WHAT IS NEEDED
Leave out the pictures; transcribe all else exactly.

* * * * * * * * *

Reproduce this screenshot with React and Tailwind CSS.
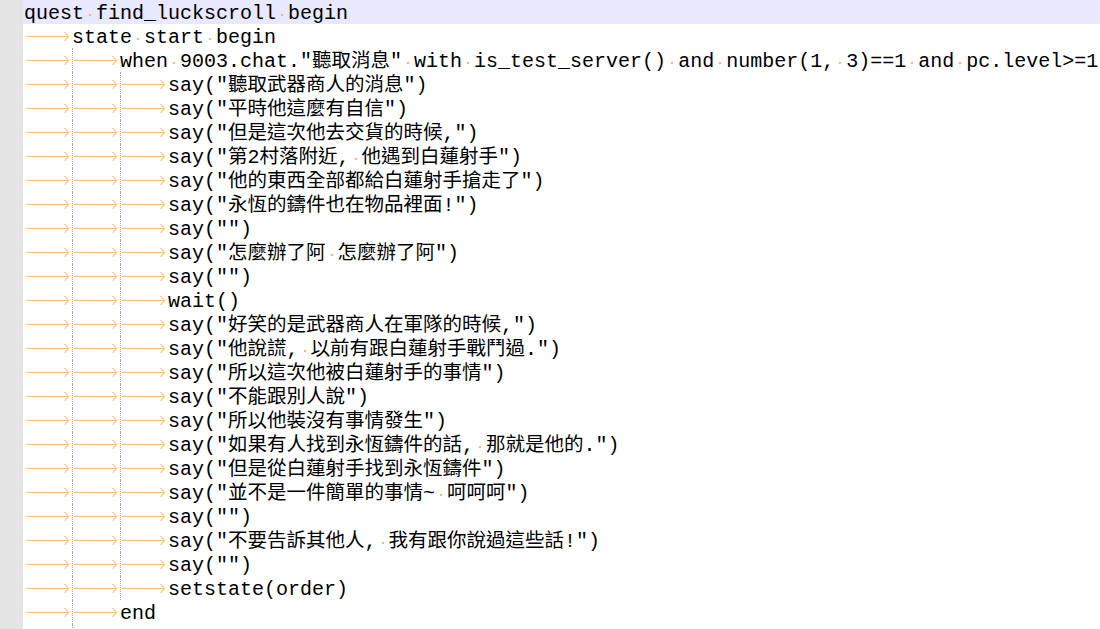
const LINES = [
  "quest find_luckscroll begin",
  "\tstate start begin",
  '\t\twhen 9003.chat."聽取消息" with is_test_server() and number(1, 3)==1 and pc.level>=1',
  '\t\t\tsay("聽取武器商人的消息")',
  '\t\t\tsay("平時他這麼有自信")',
  '\t\t\tsay("但是這次他去交貨的時候,")',
  '\t\t\tsay("第2村落附近, 他遇到白蓮射手")',
  '\t\t\tsay("他的東西全部都給白蓮射手搶走了")',
  '\t\t\tsay("永恆的鑄件也在物品裡面!")',
  '\t\t\tsay("")',
  '\t\t\tsay("怎麼辦了阿 怎麼辦了阿")',
  '\t\t\tsay("")',
  "\t\t\twait()",
  '\t\t\tsay("好笑的是武器商人在軍隊的時候,")',
  '\t\t\tsay("他說謊, 以前有跟白蓮射手戰鬥過.")',
  '\t\t\tsay("所以這次他被白蓮射手的事情")',
  '\t\t\tsay("不能跟別人說")',
  '\t\t\tsay("所以他裝沒有事情發生")',
  '\t\t\tsay("如果有人找到永恆鑄件的話, 那就是他的.")',
  '\t\t\tsay("但是從白蓮射手找到永恆鑄件")',
  '\t\t\tsay("並不是一件簡單的事情~ 呵呵呵")',
  '\t\t\tsay("")',
  '\t\t\tsay("不要告訴其他人, 我有跟你說過這些話!")',
  '\t\t\tsay("")',
  "\t\t\tsetstate(order)",
  "\t\tend",
];

const isCjk = (c) => /[\u3000-\u9fff\uff00-\uffef]/.test(c);

function tokenize(line) {
  const out = [];
  let buf = "";
  let bufCjk = false;
  const flush = () => {
    if (buf) out.push({ t: bufCjk ? "cjk" : "txt", v: buf });
    buf = "";
  };
  for (const c of line) {
    if (c === "\t" || c === " ") {
      flush();
      out.push({ t: c === "\t" ? "tab" : "sp" });
      continue;
    }
    const k = isCjk(c);
    if (buf && k !== bufCjk) flush();
    bufCjk = k;
    buf += c;
  }
  flush();
  return out;
}

function Tab({ guide }) {
  return (
    <span
      className={
        guide
          ? "inline-block align-top h-[24px] w-[48px] border-l border-dotted border-[#a8a8a8]"
          : "inline-block align-top h-[24px] w-[48px]"
      }
    >
      <svg width="48" height="24" className={guide ? "-ml-px block" : "block"}>
        <path d="M2.5 12.5H44.5M40.5 8L44.5 12.5L40.5 17" fill="none" stroke="#fbbb7e" strokeWidth="1.1" />
      </svg>
    </span>
  );
}

function Space() {
  return (
    <span className="inline-block align-top h-[24px] w-[12px]">
      <span className="block mt-[14px] mx-auto w-[2px] h-[2px] bg-[#fbb574]" />
    </span>
  );
}

function Row({ text, current }) {
  let tabIdx = 0;
  return (
    <div
      className={
        current
          ? "h-[24px] leading-[27px] whitespace-pre bg-[#e8e8ff] pl-[1px]"
          : "h-[24px] leading-[27px] whitespace-pre pl-[1px]"
      }
    >
      {tokenize(text).map((tk, i) => {
        if (tk.t === "tab") {
          const g = tabIdx > 0;
          tabIdx++;
          return <Tab key={i} guide={g} />;
        }
        if (tk.t === "sp") return <Space key={i} />;
        if (tk.t === "cjk")
          return (
            <span key={i} className="text-[19.5px]">
              {tk.v}
            </span>
          );
        return <span key={i}>{tk.v}</span>;
      })}
    </div>
  );
}

export default function App() {
  return (
    <div className="flex h-[629px] w-[1100px] overflow-hidden bg-white">
      <div className="w-[23px] shrink-0 bg-[#e4e4e4]" />
      <div
        className="flex-1 overflow-hidden text-[20px] text-black"
        style={{ fontFamily: '"Liberation Mono", "Noto Sans CJK TC", monospace' }}
      >
        {LINES.map((l, i) => (
          <Row key={i} text={l} current={i === 0} />
        ))}
        <div className="h-[24px] pl-[49px]">
          <span className="block h-[24px] border-l border-dotted border-[#a8a8a8]" />
        </div>
      </div>
    </div>
  );
}
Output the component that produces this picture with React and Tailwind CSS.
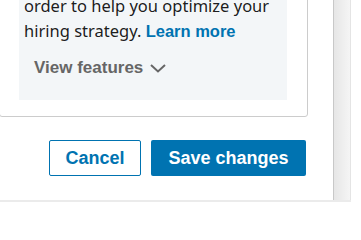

* * * * * * * * *

EXERCISE OUTPUT
Reproduce this screenshot with React and Tailwind CSS.
const LINES = [
  "quest find_luckscroll begin",
  "\tstate start begin",
  '\t\twhen 9003.chat."聽取消息" with is_test_server() and number(1, 3)==1 and pc.level>=1',
  '\t\t\tsay("聽取武器商人的消息")',
  '\t\t\tsay("平時他這麼有自信")',
  '\t\t\tsay("但是這次他去交貨的時候,")',
  '\t\t\tsay("第2村落附近, 他遇到白蓮射手")',
  '\t\t\tsay("他的東西全部都給白蓮射手搶走了")',
  '\t\t\tsay("永恆的鑄件也在物品裡面!")',
  '\t\t\tsay("")',
  '\t\t\tsay("怎麼辦了阿 怎麼辦了阿")',
  '\t\t\tsay("")',
  "\t\t\twait()",
  '\t\t\tsay("好笑的是武器商人在軍隊的時候,")',
  '\t\t\tsay("他說謊, 以前有跟白蓮射手戰鬥過.")',
  '\t\t\tsay("所以這次他被白蓮射手的事情")',
  '\t\t\tsay("不能跟別人說")',
  '\t\t\tsay("所以他裝沒有事情發生")',
  '\t\t\tsay("如果有人找到永恆鑄件的話, 那就是他的.")',
  '\t\t\tsay("但是從白蓮射手找到永恆鑄件")',
  '\t\t\tsay("並不是一件簡單的事情~ 呵呵呵")',
  '\t\t\tsay("")',
  '\t\t\tsay("不要告訴其他人, 我有跟你說過這些話!")',
  '\t\t\tsay("")',
  "\t\t\tsetstate(order)",
  "\t\tend",
];

const isCjk = (c) => /[\u3000-\u9fff\uff00-\uffef]/.test(c);

function tokenize(line) {
  const out = [];
  let buf = "";
  let bufCjk = false;
  const flush = () => {
    if (buf) out.push({ t: bufCjk ? "cjk" : "txt", v: buf });
    buf = "";
  };
  for (const c of line) {
    if (c === "\t" || c === " ") {
      flush();
      out.push({ t: c === "\t" ? "tab" : "sp" });
      continue;
    }
    const k = isCjk(c);
    if (buf && k !== bufCjk) flush();
    bufCjk = k;
    buf += c;
  }
  flush();
  return out;
}

function Tab({ guide }) {
  return (
    <span
      className={
        guide
          ? "inline-block align-top h-[24px] w-[48px] border-l border-dotted border-[#a8a8a8]"
          : "inline-block align-top h-[24px] w-[48px]"
      }
    >
      <svg width="48" height="24" className={guide ? "-ml-px block" : "block"}>
        <path d="M2.5 12.5H44.5M40.5 8L44.5 12.5L40.5 17" fill="none" stroke="#fbbb7e" strokeWidth="1.1" />
      </svg>
    </span>
  );
}

function Space() {
  return (
    <span className="inline-block align-top h-[24px] w-[12px]">
      <span className="block mt-[14px] mx-auto w-[2px] h-[2px] bg-[#fbb574]" />
    </span>
  );
}

function Row({ text, current }) {
  let tabIdx = 0;
  return (
    <div
      className={
        current
          ? "h-[24px] leading-[27px] whitespace-pre bg-[#e8e8ff] pl-[1px]"
          : "h-[24px] leading-[27px] whitespace-pre pl-[1px]"
      }
    >
      {tokenize(text).map((tk, i) => {
        if (tk.t === "tab") {
          const g = tabIdx > 0;
          tabIdx++;
          return <Tab key={i} guide={g} />;
        }
        if (tk.t === "sp") return <Space key={i} />;
        if (tk.t === "cjk")
          return (
            <span key={i} className="text-[19.5px]">
              {tk.v}
            </span>
          );
        return <span key={i}>{tk.v}</span>;
      })}
    </div>
  );
}

export default function App() {
  return (
    <div className="flex h-[629px] w-[1100px] overflow-hidden bg-white">
      <div className="w-[23px] shrink-0 bg-[#e4e4e4]" />
      <div
        className="flex-1 overflow-hidden text-[20px] text-black"
        style={{ fontFamily: '"Liberation Mono", "Noto Sans CJK TC", monospace' }}
      >
        {LINES.map((l, i) => (
          <Row key={i} text={l} current={i === 0} />
        ))}
        <div className="h-[24px] pl-[49px]">
          <span className="block h-[24px] border-l border-dotted border-[#a8a8a8]" />
        </div>
      </div>
    </div>
  );
}
Output the component that produces this picture with React and Tailwind CSS.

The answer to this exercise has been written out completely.